What is the Object of a Preposition?

Most sentences that contain a connecting word will also contain a connecting phrase. The phrase section can have three parts overall. The one you’ll focus on is the ending. Usually, that’s where you’ll find the noun, pronoun, gerund, or clause. These four options typically act as the object of a preposition.

Commonly, it’s a noun or pronoun that either receives something or benefits from an action. For instance, when Jake walked across the bridge, it was the bridge that received the action of being walked on. Likewise, in the second example they’re bored of me today, you were the person to feel the impact of their boredom.

Therefore, a noun, pronoun, gerund, or clause that comes after the preposition and answers 'what' or 'whom' is the object of the preposition definition. This part of a sentence will come after a connecting word. Sometimes, there’s even more than one. You’ll find them in every sentence with a connecting phrase and most sentences with a connecting word. Itching to learn more? This further reading can help you learn about the different parts in the predicate.

The object of a preposition will also include any modifiers that arrive after a connecting word. These words add extra description to the noun or pronoun that’s receiving or benefitting from an action. Here are some examples:

  • In the moldy basement.

In is the connecting word. Moldy is a modifier. Basement is the noun.

  • Under the pink couch.

Under is the connecting word and pink further describes the couch.

  • Outside of the furniture store.

Outside shows a relationship. Furniture modifies the type of store that the speaker is referring to.

Now that you know a bit about connecting words, try to work them into your next writing assignment. You can then check your grammar and spelling with our helpful spell check tool!
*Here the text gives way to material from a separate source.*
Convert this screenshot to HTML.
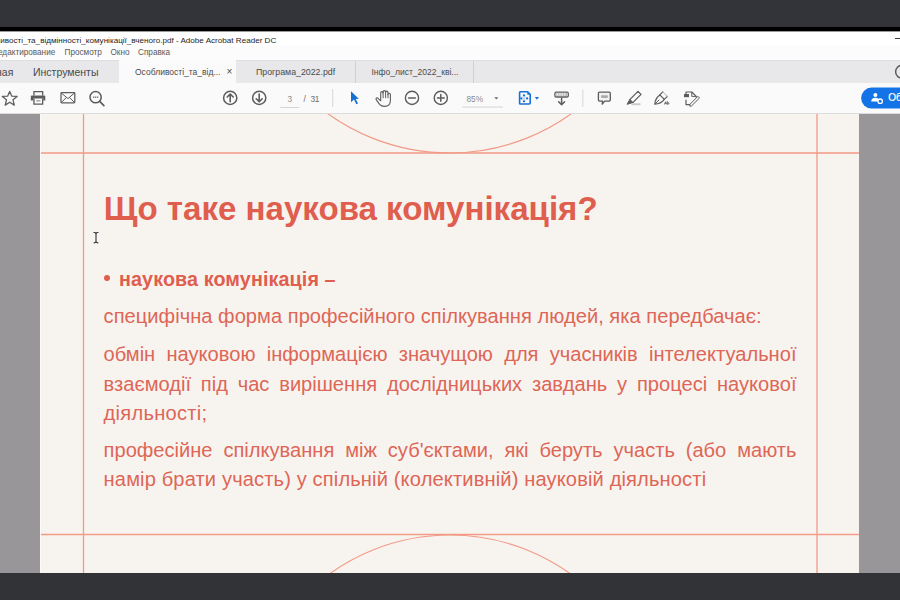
<!DOCTYPE html>
<html><head><meta charset="utf-8">
<style>
*{margin:0;padding:0;box-sizing:border-box}
html,body{width:900px;height:600px;overflow:hidden;background:#323338;font-family:"Liberation Sans",sans-serif}
.abs{position:absolute}
#topdark{left:0;top:0;width:900px;height:27px;background:#333439}
#blk{left:0;top:27px;width:900px;height:4px;background:#000}
#title{left:0;top:31px;width:900px;height:29px;background:#fff}
#tabs{left:0;top:60px;width:900px;height:23px;background:#e8e8ea;border-top:1px solid #dedee0}
#tb{left:0;top:83px;width:900px;height:31px;background:#fafafb;border-bottom:1px solid #dcdcdc}
#view{left:0;top:114px;width:900px;height:459px;background:#989698;overflow:hidden}
#page{left:40px;top:0;width:819px;height:459px;background:#f7f4f0;overflow:hidden;border-left:1px solid #fbfaf7}
#bot{left:0;top:573px;width:900px;height:27px;background:#323337}
.u{position:absolute;white-space:nowrap;line-height:1}
.t{position:absolute;white-space:nowrap;color:#de6656;line-height:1;font-size:20.1px}
.j{text-align:justify;text-align-last:justify;width:692.9px}
</style></head><body>
<div id="topdark" class="abs"></div>
<div id="blk" class="abs"></div>
<div id="title" class="abs"></div>
<div class="abs" style="left:0;top:46px;width:900px;height:14px;background:#fcfcfc"></div>
<div class="abs" style="left:0;top:31px;width:900px;height:1px;background:#9a9a9a"></div>
<div class="u" style="left:-4.5px;top:36.6px;font-size:8.1px;color:#262626">ливості_та_відмінності_комунікації_вченого.pdf - Adobe Acrobat Reader DC</div>
<div class="u" style="left:-2px;top:49px;font-size:8.2px;color:#5a5a5a">едактирование</div>
<div class="u" style="left:64.5px;top:49px;font-size:8.2px;color:#5a5a5a">Просмотр</div>
<div class="u" style="left:110.5px;top:49px;font-size:8.2px;color:#5a5a5a">Окно</div>
<div class="u" style="left:138px;top:49px;font-size:8.2px;color:#5a5a5a">Справка</div>
<div id="tabs" class="abs"></div>
<div class="abs" style="left:118.5px;top:60px;width:117.5px;height:24px;background:#fafafa"></div>
<div class="abs" style="left:355px;top:61px;width:1px;height:22px;background:#d0d0d2"></div>
<div class="abs" style="left:473px;top:61px;width:1px;height:22px;background:#d0d0d2"></div>
<div class="u" style="left:-4px;top:67px;font-size:10.5px;color:#4a4a4a">ная</div>
<div class="abs" style="left:894.7px;top:38.2px;width:6px;height:1.1px;background:#3a3a3a"></div>
<div class="u" style="left:33px;top:67px;font-size:10.5px;color:#4a4a4a">Инструменты</div>
<div class="u" style="left:135px;top:68px;font-size:8.5px;color:#4a4a4a">Особливості_та_від...</div>
<div class="u" style="left:226.5px;top:67px;font-size:10px;color:#4a4a4a">×</div>
<div class="u" style="left:256px;top:68px;font-size:8.8px;color:#4a4a4a">Програма_2022.pdf</div>
<div class="u" style="left:371.5px;top:68px;font-size:8.5px;color:#4a4a4a">Інфо_лист_2022_кві...</div>
<div id="tb" class="abs"></div>
<svg class="abs" style="left:0;top:0" width="900" height="114">
 <g fill="none" stroke="#5c5c5c" stroke-width="1.25" stroke-linejoin="round" stroke-linecap="round">
  <!-- star -->
  <path d="M9.7 91.4 L11.7 96.1 L17.1 96.4 L13 99.8 L14.3 105.1 L9.7 102.2 L5.2 105.1 L6.5 99.8 L2.3 96.4 L7.7 96.1 Z"/>
  <!-- envelope -->
  <rect x="61" y="92.5" width="13.8" height="10.3" rx="0.8"/>
  <path d="M61.3 93 L67.9 98.6 L74.5 93 M61.3 102.5 L66.3 97.6 M74.5 102.5 L69.5 97.6" stroke-width="1"/>
  <!-- magnifier -->
  <circle cx="95.6" cy="97.2" r="5.6" stroke-width="1.5"/>
  <path d="M99.7 101.3 L103.9 105.6" stroke-width="1.7"/>
  <!-- up/down -->
  <circle cx="230.2" cy="97.9" r="6.6" stroke-width="1.5"/>
  <path d="M230.2 101.8 V94.3 M227.2 97 L230.2 94 L233.2 97" stroke-width="1.6"/>
  <circle cx="259.2" cy="97.9" r="6.6" stroke-width="1.5"/>
  <path d="M259.2 94 V101.5 M256.2 98.8 L259.2 101.8 L262.2 98.8" stroke-width="1.6"/>
  <!-- minus/plus -->
  <circle cx="412" cy="97.9" r="6.6" stroke-width="1.4"/>
  <path d="M408.6 97.9 H415.4" stroke-width="1.5"/>
  <circle cx="440.8" cy="97.9" r="6.6" stroke-width="1.4"/>
  <path d="M437.4 97.9 H444.2 M440.8 94.5 V101.3" stroke-width="1.5"/>
  <!-- hand -->
  <path d="M380.7 100.8 L378 98.3 Q376.6 97.3 376.1 98.4 Q375.8 99.2 376.5 100.2 L379.6 104.4 Q381.5 106.4 384.5 106.4 Q390.4 106.4 390.4 100.6 V94.6 Q390.4 93.2 389.2 93.2 Q388 93.2 388 94.6 V92.5 Q388 91.1 386.8 91.1 Q385.6 91.1 385.6 92.5 V92 Q385.6 90.6 384.3 90.6 Q383.1 90.6 383.1 92 V92.9 Q383.1 91.6 381.9 91.6 Q380.7 91.6 380.7 92.9 Z" stroke-width="1.1"/>
  <path d="M383.1 92.6 V97.8 M385.6 92.3 V97.8 M388 94.2 V97.8" stroke-width="1"/>
  <!-- comment -->
  <path d="M599.5 92.2 H609.2 Q610.3 92.2 610.3 93.3 V100 Q610.3 101.1 609.2 101.1 H604.8 L602.2 104.2 L602.6 101.1 H599.5 Q598.4 101.1 598.4 100 V93.3 Q598.4 92.2 599.5 92.2 Z" fill="#f2f2f2" stroke-width="1.3"/>
  <rect x="601.2" y="95.3" width="6.6" height="2.6" fill="#a8a8a8" stroke="none"/>
  <!-- highlighter -->
  <path d="M638 91.4 L641 94.4 L632.8 102.6 L629.8 99.6 Z" stroke-width="1.25"/>
  <path d="M629.8 99.6 L627 104.3 L632.8 102.6" fill="#5c5c5c" stroke-width="1"/>
  <path d="M631.5 104.3 H640.5" stroke="#c9c9c9" stroke-width="1.9" stroke-linecap="butt"/>
  <!-- fill & sign -->
  <path d="M654.8 104.2 Q655 98.6 659.8 94.9 L664.3 99.4 Q660.8 103.9 654.8 104.2 Z" stroke-width="1.3"/>
  <path d="M659.8 94.9 L662.8 91.9 M664.3 99.4 L667.4 96.4" stroke-width="1.15"/>
  <path d="M662.8 91.9 L667.4 96.4" stroke="#b5b5b5" stroke-width="1"/>
  <path d="M655.2 103.8 L659 100" stroke-width="1"/>
  <path d="M664.6 104.2 L665.6 101.8 L666.6 104.2 M665 103.3 H666.2 M667.3 101.4 V104.2 Q669.3 104.4 669.1 103.2 Q668.9 102.3 667.3 102.9" stroke-width="0.8"/>
  <!-- organize -->
  <path d="M686 93.6 V92 H691.8 L696.2 96.4 V97.2 M686 100 V104.6 H689.6" stroke-width="1.2"/>
  <path d="M691.8 92.2 V96.4 H696" stroke-width="1"/>
  <path d="M698.2 96.6 L699.6 98 L691.4 106 L689.8 106.2 L690 104.6 Z" stroke-width="1"/>
  <!-- scroll -->
  <path d="M561.6 98.2 V104.5 M558.6 101.7 L561.6 104.7 L564.6 101.7" stroke-width="1.5"/>
  <!-- tab circle -->
  <circle cx="902" cy="71.7" r="6.4" stroke-width="1.5"/>
 </g>
 <!-- printer -->
 <g fill="#5c5c5c">
  <path d="M33.3 91 H43.3 V95.5 H42 V92.3 H34.6 V95.5 H33.3 Z"/>
  <path d="M31.8 95.5 H44.3 Q45.3 95.5 45.3 96.5 V100.6 H43.3 V98.5 H33.3 V100.6 H30.8 V96.5 Q30.8 95.5 31.8 95.5 Z"/>
  <path d="M33.3 98.5 H34.6 V103.4 H42 V98.5 H43.3 V104.7 H33.3 Z"/>
  <rect x="36.2" y="100.3" width="4.2" height="1.1" fill="#888"/>
  <!-- magnifier dots -->
  <rect x="92.9" y="96.5" width="1.4" height="1.4" fill="#777"/>
  <rect x="94.9" y="96.5" width="1.4" height="1.4" fill="#777"/>
  <rect x="96.9" y="96.5" width="1.4" height="1.4" fill="#777"/>
  <!-- scroll rect -->
  <rect x="554.9" y="92.1" width="13.4" height="4.9" rx="1.3" fill="none" stroke="#5c5c5c" stroke-width="1.3"/>
  <rect x="556.2" y="93.4" width="10.8" height="2.3" fill="#a9a9a9"/>
  <rect x="556.8" y="93.8" width="1.5" height="1.5" fill="#f4f4f4"/><rect x="559.2" y="93.8" width="1.5" height="1.5" fill="#f4f4f4"/><rect x="561.6" y="93.8" width="1.5" height="1.5" fill="#f4f4f4"/><rect x="564" y="93.8" width="1.5" height="1.5" fill="#f4f4f4"/>
  <!-- organize filled block -->
  <rect x="684" y="94" width="5" height="3.2"/>
 </g>
 <!-- blue cursor -->
 <path d="M351 91.2 L351 102.2 L354 99.6 L356.3 104.3 L358 103.5 L355.7 98.9 L358.8 98.7 Z" fill="#1670d6"/>
 <!-- blue page -->
 <path d="M520.3 91.8 H527.6 L530.2 94.4 V103 Q530.2 104 529.2 104 H520.3 Q519.6 104 519.6 103.2 V92.6 Q519.6 91.8 520.3 91.8 Z" fill="none" stroke="#1670d6" stroke-width="1.6"/>
 <path d="M527.3 92.3 L529.8 94.8 H527.3 Z" fill="#1670d6"/>
 <g fill="#1670d6">
  <circle cx="524" cy="95.4" r="1.15"/><circle cx="521.3" cy="98.4" r="1.15"/><circle cx="527.1" cy="98.4" r="1.15"/><circle cx="524" cy="101.3" r="1.15"/>
  <path d="M534.8 97 H539 L536.9 99.7 Z"/>
 </g>
 <path d="M522.2 96.6 L525.8 100.2 M525.8 96.6 L522.2 100.2" stroke="#8fb8e8" stroke-width="0.7"/>
 <!-- separators -->
 <rect x="332.2" y="89" width="1" height="18" fill="#d8d8d8"/>
 <rect x="582.3" y="89.5" width="1" height="17.5" fill="#d8d8d8"/>
 <!-- page number underline & zoom underline -->
 <rect x="280.3" y="107" width="19" height="1" fill="#d6d6d6"/>
 <rect x="462.3" y="106.6" width="40.7" height="0.9" fill="#d0d0d0"/>
 <path d="M494.3 97.2 H498.3 L496.3 99.6 Z" fill="#666"/>
 <!-- blue button -->
 <rect x="861.1" y="87.6" width="60" height="21" rx="10.5" fill="#1473e6"/>
 <g fill="#fff">
  <circle cx="875.4" cy="94.9" r="2"/>
  <path d="M871.2 101.6 Q871.2 97.8 875.4 97.8 Q877.8 97.8 878.6 99 L877.8 101.6 Z"/>
 </g>
 <circle cx="880.2" cy="101.2" r="2.2" fill="#1473e6" stroke="#fff" stroke-width="1.3"/>
</svg>
<div class="u" style="left:287.5px;top:95px;font-size:8.3px;color:#8a8a8a">3</div>
<div class="u" style="left:303.5px;top:95px;font-size:8.3px;color:#6a6a6a">/&nbsp;&nbsp;<span style="letter-spacing:-0.4px">31</span></div>
<div class="u" style="left:466.5px;top:94.7px;font-size:8.3px;color:#8a8a8a">85%</div>
<div class="u" style="left:888.2px;top:93.2px;font-size:10px;color:#fff;-webkit-text-stroke:0.2px #fff">Об</div>
<div id="view" class="abs">
 <div id="page" class="abs">
  <svg width="819" height="460" style="position:absolute;left:-1px;top:0">
   <g stroke="#f29a86" fill="none" transform="translate(0,0)">
    <line x1="43.5" y1="-2" x2="43.5" y2="460" stroke-width="1.3"/>
    <line x1="777" y1="-2" x2="777" y2="460" stroke-width="1.3"/>
    <line x1="0" y1="39" x2="819" y2="39" stroke-width="1.5"/>
    <line x1="0" y1="420.5" x2="819" y2="420.5" stroke-width="1.3"/>
    <circle cx="409.6" cy="-169" r="208" stroke-width="1.2"/>
    <circle cx="410" cy="627" r="206" stroke-width="1.2"/>
   </g>
  </svg>
 </div>
</div>
<div class="t" style="left:103.7px;top:191.9px;font-size:33.1px;font-weight:bold;color:#df5e4e">Що таке наукова комунікація?</div>
<div class="abs" style="left:104.1px;top:274.8px;width:6.2px;height:6.2px;border-radius:50%;background:#df5e4e"></div>
<div class="t" style="left:119px;top:269.6px;letter-spacing:0.1px;font-size:19.75px;font-weight:bold;color:#df5e4e">наукова комунікація –</div>
<div class="t" style="left:103.6px;top:306.4px;letter-spacing:0.03px">специфічна форма професійного спілкування людей, яка передбачає:</div>
<div class="t j" style="left:103.6px;top:343.7px">обмін науковою інформацією значущою для учасників інтелектуальної</div>
<div class="t j" style="left:103.6px;top:373.6px">взаємодії під час вирішення дослідницьких завдань у процесі наукової</div>
<div class="t" style="left:103.6px;top:403px;letter-spacing:0.27px">діяльності;</div>
<div class="t j" style="left:103.6px;top:440.2px">професійне спілкування між суб'єктами, які беруть участь (або мають</div>
<div class="t" style="left:103.6px;top:469px;letter-spacing:0.135px">намір брати участь) у спільній (колективній) науковій діяльності</div>
<svg class="abs" style="left:86px;top:225px" width="20" height="25">
 <path d="M8 7.4 Q9.8 7.4 10 9 Q10.2 7.4 12 7.4 M10 9 V16.5 M8 17.8 Q9.8 17.8 10 16.3 Q10.2 17.8 12 17.8" fill="none" stroke="#fff" stroke-width="2.6" stroke-linecap="round" opacity="0.8"/>
 <path d="M8 7.4 Q9.8 7.4 10 9 Q10.2 7.4 12 7.4 M10 9 V16.5 M8 17.8 Q9.8 17.8 10 16.3 Q10.2 17.8 12 17.8" fill="none" stroke="#3a3a3a" stroke-width="1.2" stroke-linecap="round"/>
</svg>
<div id="bot" class="abs"></div>
</body></html>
There's also a service that can help you create citations in APA format and other styles.

What is the Objective Case?

Nouns and pronouns have modified uses whenever they aren’t the subject of the sentence. Whenever a person, place, or thing is the direct or indirect object of the preposition, you modify each word using the objective case instead of the subjective case. This lets you tell whether a noun is a subject or an object.

When you are the subject of a sentence, you use the word I. However, when you’re referring to yourself and you’re not the subject, you use the word me. For instance:

  • I am going to the park today.

You are the person taking the action, or the subject of the sentence.

  • Are you going to the park with me?

You are not the main subject of the sentence, someone else is. Thus, you use don’t use the subjective version of the word.

When a boy or a girl are the subject of a sentence, you use the word he and she. To refer to a boy or girl when they aren’t the subject, you use the words him and her.

  • He is the lead actor in the upcoming school musical.

The word him doesn’t work in place of he, because he is the main subject.

  • She said that summertime is beautiful in the city.

Likewise, the word her wouldn’t work when she is the main subject.

  • She sat next to him.
  • He sat next to her.

She changes to her when a woman or girl isn’t spoken about subjectively. Note that not every word takes on a new form when it’s the object of the sentence. Pronouns such as you and it do not change. However, the pronoun who changes into whom, and whoever changes to whomever. These two words can be specifically tricky to learn.

Here are all the changes to pronouns that occur between the two forms:

Subjective Objective
I Me
You You
He Him
She Her
It It
We Us
They Them
Who Whom
Whoever Whomever

Object of a Preposition Common Pairing Mistakes

Pairs of words like he and him and she and her are fairly easy to use correctly. However, many people have trouble with certain combinations such as who and whom as well as me and I. Here are some object of the preposition examples that show these simple rules in action.

Who or Whom?

You use who when talking about the subject of sentence and whom when talking about the object or person that received the action. You’ll often find whom next to a preposition (such as with whom or to whom).

  • Who ate the rest of the popcorn?
  • To whom did Collin pass the popcorn?

Me or I?

I changes to me when it’s the object of the sentence.

  • You and I always have a lot of fun together.
  • Between you and me, I’m not sure he’s telling the truth.

Using the right form of the pronoun, whether objective or subjective, becomes easy when you understand the rules. With a little practice, you’ll never confuse the two again!